Walters led the district for the 2021-22 school year in an interim capacity after former Superintendent Anthony Hamlet abruptly left the position after a state investigation revealed he violated the state’s ethics law.

Hamlet moved Walters to the central office administration in 2014 to lead professional development efforts. Walters had most recently led Obama Academy, a 6-12 international baccalaureate magnet school.

Walters said as he continues to lead the district through challenges, he’s thankful for dedicated staff members who continue to teach.

“I desperately want to honor and value and respect our staff for the work they do daily,” he said.

Walters’ administration is now constructing a new strategic plan based on five goals the school board recently approved.

The goals include investing in culturally responsive teacher training, constructing safety and wellness protocols, expanding stakeholder communication, designing effective organizational systems, and strategically and equitably allocating money.

Academic achievement

Walters doesn’t believe that students lost learning during the pandemic when they either learned remotely or were in school part-time.

“I think there was a lot of learning that took place during the pandemic, and a lot of it was rooted in just survival and learning things in different ways and becoming familiar with technology perhaps in ways they haven’t done before,” he said. “But I think there were some areas of focus that did not show up in our assessments that perhaps we need to revisit and think about the ways that we do them differently.”

Though there have been improvements with some subgroups, the district's proficient standardized test scores dropped in math, science and reading compared to pre-pandemic scores.

Walters said the district is challenged to make significant improvements in outcomes, but teachers need tools to navigate the new ways students learn.
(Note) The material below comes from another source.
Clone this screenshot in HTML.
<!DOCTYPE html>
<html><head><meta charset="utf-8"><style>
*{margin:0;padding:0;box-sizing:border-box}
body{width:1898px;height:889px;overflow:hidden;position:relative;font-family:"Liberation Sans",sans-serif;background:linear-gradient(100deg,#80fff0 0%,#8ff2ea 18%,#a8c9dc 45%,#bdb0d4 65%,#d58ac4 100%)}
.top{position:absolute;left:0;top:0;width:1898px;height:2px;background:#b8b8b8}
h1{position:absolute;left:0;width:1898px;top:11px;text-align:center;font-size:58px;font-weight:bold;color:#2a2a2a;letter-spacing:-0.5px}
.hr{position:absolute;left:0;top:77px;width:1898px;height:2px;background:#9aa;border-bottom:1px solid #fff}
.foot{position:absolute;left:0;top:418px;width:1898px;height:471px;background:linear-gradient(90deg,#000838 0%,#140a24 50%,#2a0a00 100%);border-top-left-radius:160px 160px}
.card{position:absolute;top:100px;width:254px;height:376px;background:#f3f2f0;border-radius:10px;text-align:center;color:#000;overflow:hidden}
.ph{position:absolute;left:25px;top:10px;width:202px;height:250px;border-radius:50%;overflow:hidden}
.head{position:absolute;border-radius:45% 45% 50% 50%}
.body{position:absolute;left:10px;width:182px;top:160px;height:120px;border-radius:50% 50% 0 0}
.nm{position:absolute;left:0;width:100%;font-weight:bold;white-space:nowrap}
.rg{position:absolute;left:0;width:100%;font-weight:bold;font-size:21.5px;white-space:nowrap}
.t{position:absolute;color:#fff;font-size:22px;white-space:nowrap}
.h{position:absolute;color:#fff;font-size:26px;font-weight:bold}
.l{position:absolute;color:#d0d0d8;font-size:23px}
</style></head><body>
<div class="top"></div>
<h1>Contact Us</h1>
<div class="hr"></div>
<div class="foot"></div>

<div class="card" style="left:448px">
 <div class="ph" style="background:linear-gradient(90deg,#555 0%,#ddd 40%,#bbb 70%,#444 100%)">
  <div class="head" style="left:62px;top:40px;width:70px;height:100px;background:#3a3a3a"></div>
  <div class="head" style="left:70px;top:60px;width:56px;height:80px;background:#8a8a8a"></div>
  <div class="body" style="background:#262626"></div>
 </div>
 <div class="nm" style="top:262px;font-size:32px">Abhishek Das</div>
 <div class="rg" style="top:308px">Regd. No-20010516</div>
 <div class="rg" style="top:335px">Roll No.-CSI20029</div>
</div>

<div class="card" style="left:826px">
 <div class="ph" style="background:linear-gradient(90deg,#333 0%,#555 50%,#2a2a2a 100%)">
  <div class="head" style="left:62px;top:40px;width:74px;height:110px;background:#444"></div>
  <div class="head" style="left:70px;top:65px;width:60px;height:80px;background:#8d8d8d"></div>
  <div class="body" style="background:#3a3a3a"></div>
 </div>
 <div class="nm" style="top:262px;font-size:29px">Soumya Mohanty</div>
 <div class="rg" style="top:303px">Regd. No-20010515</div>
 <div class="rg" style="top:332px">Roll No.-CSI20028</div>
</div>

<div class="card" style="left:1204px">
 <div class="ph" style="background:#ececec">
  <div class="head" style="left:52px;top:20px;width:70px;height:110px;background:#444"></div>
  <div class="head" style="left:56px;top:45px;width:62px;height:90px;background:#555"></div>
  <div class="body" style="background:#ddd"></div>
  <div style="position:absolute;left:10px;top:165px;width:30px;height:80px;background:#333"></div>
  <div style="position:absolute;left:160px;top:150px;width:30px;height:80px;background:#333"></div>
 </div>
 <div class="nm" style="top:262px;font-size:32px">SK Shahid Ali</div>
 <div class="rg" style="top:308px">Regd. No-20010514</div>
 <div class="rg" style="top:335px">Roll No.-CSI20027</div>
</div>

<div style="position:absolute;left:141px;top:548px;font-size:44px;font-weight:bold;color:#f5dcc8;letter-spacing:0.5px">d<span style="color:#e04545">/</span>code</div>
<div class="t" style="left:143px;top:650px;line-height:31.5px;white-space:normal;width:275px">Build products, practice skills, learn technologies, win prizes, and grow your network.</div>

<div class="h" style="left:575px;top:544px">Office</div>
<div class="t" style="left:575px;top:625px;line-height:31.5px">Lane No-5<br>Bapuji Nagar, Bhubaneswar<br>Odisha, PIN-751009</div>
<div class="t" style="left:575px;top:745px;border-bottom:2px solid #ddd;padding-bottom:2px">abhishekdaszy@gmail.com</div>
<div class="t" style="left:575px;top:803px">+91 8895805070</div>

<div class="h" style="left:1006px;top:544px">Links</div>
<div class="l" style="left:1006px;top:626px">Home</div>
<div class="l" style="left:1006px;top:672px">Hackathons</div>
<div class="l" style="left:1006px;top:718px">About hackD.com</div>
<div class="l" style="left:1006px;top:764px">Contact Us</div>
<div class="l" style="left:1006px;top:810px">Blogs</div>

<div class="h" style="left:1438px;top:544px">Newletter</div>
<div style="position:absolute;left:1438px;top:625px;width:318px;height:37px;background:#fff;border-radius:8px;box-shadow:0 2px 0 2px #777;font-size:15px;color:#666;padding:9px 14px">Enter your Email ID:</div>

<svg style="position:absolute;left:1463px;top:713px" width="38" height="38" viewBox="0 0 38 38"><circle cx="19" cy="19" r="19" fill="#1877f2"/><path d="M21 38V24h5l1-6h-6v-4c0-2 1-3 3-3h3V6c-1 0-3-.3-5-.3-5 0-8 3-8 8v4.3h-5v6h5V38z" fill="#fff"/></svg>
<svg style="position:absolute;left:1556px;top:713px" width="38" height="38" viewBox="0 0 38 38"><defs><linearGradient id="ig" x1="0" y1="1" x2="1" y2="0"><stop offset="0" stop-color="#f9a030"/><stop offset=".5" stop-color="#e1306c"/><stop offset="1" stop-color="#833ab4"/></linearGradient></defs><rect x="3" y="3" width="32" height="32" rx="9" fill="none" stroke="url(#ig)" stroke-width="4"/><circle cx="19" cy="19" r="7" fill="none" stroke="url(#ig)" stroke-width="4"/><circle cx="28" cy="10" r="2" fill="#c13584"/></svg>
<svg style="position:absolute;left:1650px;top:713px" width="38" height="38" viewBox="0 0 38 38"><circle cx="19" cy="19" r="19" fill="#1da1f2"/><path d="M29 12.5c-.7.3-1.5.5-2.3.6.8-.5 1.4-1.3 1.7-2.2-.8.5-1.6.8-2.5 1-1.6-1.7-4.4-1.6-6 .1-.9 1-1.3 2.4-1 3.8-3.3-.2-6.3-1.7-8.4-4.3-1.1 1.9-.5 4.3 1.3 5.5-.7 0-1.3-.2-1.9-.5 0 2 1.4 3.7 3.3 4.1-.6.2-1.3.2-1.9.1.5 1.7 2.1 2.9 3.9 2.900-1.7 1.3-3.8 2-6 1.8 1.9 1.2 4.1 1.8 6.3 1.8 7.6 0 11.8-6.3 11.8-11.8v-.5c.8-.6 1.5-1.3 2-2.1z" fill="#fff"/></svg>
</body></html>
“We really need to think about how we invest in culturally responsive, evidence-based professional learning for our staff,” he said. “If we can use those tools, the resources, our collaborative learning communities, the ways that we look at teacher practice and how we provide feedback that’s growth-oriented, then we can support and hone teacher skills for this new reality of things that we’ve learned.”

Aging infrastructure

Walters said the heaviest lift would be strategically allocating resources to schools to ensure equity, excellence and efficiency — what he calls the “three Es."

“Every student who lives in our district, regardless of race, ZIP code, gender, disability, sexual orientation, ethnicity, economic designation, and the list goes on, they’re entitled to a high-quality and robust educational experience,” he said.
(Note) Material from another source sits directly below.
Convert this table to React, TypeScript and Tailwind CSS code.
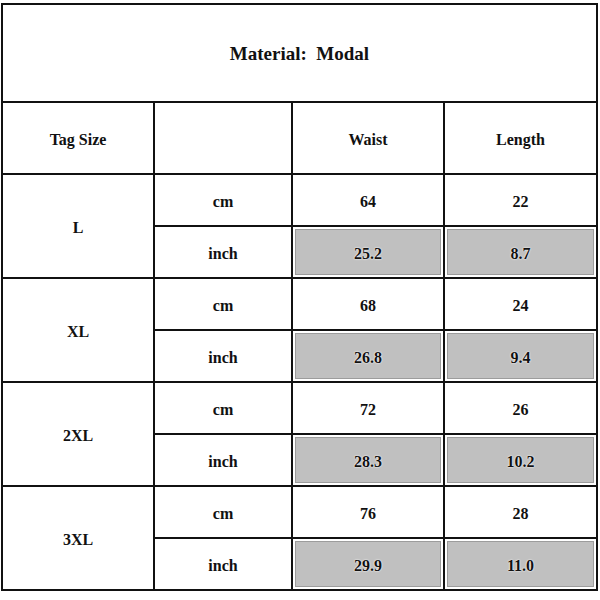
const rows = [
  { size: "L", cm: ["64", "22"], inch: ["25.2", "8.7"] },
  { size: "XL", cm: ["68", "24"], inch: ["26.8", "9.4"] },
  { size: "2XL", cm: ["72", "26"], inch: ["28.3", "10.2"] },
  { size: "3XL", cm: ["76", "28"], inch: ["29.9", "11.0"] },
];

const Cell = ({ children, className = "" }: { children?: React.ReactNode; className?: string }) => (
  <div className={`bg-white flex items-center justify-center pt-[3px] ${className}`}>{children}</div>
);

const GreyCell = ({ value }: { value: string }) => (
  <div className="bg-white p-[2px] flex">
    <div className="flex-1 bg-[#c0c0c0] border border-[#9c9c9c] flex items-center justify-center pt-[3px] [text-shadow:0_0_2px_#fff,0_0_1px_#fff]">
      {value}
    </div>
  </div>
);

export default function App() {
  return (
    <div className="w-[600px] h-[600px] bg-white pt-[3px] pl-[1px]">
      <div className="w-[597px] bg-[#111] p-[2px] grid gap-[2px] text-[#111] font-bold text-[16px] font-['Liberation_Serif','DejaVu_Serif',serif]">
        {/* Title */}
        <Cell className="h-[96px] text-[19px]">Material:&nbsp;&nbsp;Modal</Cell>

        <div className="grid grid-cols-[150px_136px_150px_151px] gap-[2px]">
          {/* Header */}
          <Cell className="h-[70px]">Tag Size</Cell>
          <Cell />
          <Cell>Waist</Cell>
          <Cell>Length</Cell>
        </div>

        {rows.map((r) => (
          <div key={r.size} className="grid grid-cols-[150px_136px_150px_151px] grid-rows-[50px_50px] gap-[2px]">
            <Cell className="row-span-2">{r.size}</Cell>
            <Cell>cm</Cell>
            <Cell>{r.cm[0]}</Cell>
            <Cell>{r.cm[1]}</Cell>
            <Cell>inch</Cell>
            <GreyCell value={r.inch[0]} />
            <GreyCell value={r.inch[1]} />
          </div>
        ))}
      </div>
    </div>
  );
}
Some of the district’s highest-performing schools are magnet schools that require students to be admitted through a lottery system.

“We know that we have opportunities where we can make all of our schools excellent spaces to learn and not have that perception that if you didn’t get into a particular school that your educational experience will not be high quality,” he said.
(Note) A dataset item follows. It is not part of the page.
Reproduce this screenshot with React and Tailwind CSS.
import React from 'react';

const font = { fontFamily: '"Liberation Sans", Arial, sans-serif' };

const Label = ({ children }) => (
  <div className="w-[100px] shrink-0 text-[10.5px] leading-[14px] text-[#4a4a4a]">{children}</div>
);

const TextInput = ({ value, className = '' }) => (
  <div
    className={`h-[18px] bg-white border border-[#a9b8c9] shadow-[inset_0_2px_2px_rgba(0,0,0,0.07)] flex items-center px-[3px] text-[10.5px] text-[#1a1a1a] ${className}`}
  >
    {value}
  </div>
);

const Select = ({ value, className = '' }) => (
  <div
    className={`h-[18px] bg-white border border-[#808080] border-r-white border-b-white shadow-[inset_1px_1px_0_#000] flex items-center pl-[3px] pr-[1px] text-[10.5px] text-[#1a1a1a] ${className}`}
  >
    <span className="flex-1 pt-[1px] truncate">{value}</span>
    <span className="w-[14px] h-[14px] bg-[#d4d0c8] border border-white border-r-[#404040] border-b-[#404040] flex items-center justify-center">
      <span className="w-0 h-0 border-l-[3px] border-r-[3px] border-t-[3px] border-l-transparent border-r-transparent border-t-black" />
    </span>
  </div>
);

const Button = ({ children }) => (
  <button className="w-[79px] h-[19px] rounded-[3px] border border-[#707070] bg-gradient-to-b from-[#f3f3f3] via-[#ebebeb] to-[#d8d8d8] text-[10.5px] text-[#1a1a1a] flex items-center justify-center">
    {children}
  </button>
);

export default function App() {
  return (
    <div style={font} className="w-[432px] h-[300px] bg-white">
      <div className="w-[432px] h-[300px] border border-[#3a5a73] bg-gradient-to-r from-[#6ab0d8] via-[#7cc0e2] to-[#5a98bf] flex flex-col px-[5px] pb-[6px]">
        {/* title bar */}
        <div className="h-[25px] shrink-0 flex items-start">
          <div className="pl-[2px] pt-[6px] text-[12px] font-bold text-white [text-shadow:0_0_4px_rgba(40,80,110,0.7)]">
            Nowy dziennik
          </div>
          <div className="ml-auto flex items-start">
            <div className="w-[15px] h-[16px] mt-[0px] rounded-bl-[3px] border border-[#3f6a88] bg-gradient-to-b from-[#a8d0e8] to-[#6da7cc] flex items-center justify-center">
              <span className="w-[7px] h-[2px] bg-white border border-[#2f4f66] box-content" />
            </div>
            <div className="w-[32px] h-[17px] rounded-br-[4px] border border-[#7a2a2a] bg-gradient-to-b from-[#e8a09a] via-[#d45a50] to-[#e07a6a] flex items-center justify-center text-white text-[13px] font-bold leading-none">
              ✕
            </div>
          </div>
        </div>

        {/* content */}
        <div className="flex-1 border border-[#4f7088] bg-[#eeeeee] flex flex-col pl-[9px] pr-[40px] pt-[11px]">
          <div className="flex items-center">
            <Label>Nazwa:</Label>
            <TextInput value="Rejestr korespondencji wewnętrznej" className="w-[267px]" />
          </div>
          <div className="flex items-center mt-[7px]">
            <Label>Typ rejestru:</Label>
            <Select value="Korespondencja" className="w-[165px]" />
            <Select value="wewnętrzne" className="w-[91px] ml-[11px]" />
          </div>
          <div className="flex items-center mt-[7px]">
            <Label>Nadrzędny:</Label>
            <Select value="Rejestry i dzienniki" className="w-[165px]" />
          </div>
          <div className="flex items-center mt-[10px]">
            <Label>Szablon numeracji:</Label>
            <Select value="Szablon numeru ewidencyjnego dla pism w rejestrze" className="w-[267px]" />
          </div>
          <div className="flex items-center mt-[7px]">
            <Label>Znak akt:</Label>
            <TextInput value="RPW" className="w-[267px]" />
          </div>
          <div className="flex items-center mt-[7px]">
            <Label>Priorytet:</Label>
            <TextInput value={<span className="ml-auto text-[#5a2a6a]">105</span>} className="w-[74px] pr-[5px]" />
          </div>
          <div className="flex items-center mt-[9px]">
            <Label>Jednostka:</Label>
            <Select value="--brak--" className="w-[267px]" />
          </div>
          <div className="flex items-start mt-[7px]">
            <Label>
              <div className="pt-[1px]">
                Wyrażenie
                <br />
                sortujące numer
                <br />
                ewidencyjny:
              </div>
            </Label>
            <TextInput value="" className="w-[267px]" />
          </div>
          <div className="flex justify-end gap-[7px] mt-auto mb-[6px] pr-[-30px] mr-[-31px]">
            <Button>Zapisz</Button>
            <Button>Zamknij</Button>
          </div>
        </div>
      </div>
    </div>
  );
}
The average age of a Pittsburgh Public School building is 89 years, what the district’s chief of operations has called “staggering.” Walters said he had told the board that he wanted to have a conversation about “design principles” and what qualities every district should have. He said he isn’t sure if the district needs to close or consolidate schools, but he wants the conversation to be about what students and educators need from a space and how to ensure every building is equipped.

“Our leadership team (has) been in several retreats where we’ve worked on some design principles to support these ideas, and they don’t necessarily speak to closing a school or anything like that, but they’re conversations that we need to have to inform strategic allocation and optimization of resources,” he said.

Above all, Walters said he wants all of his decisions to be student-centered. He meets regularly with a group of students on his advisory council.

“I’m unapologetically student first, and I’m here for them,” he said. “I want their families and communities to know that in the short term, based on my actions and the normalcy of what I do and when I communicate, that we want to build trust with you, and we want you to know that Pittsburgh Public Schools is the option for your child.”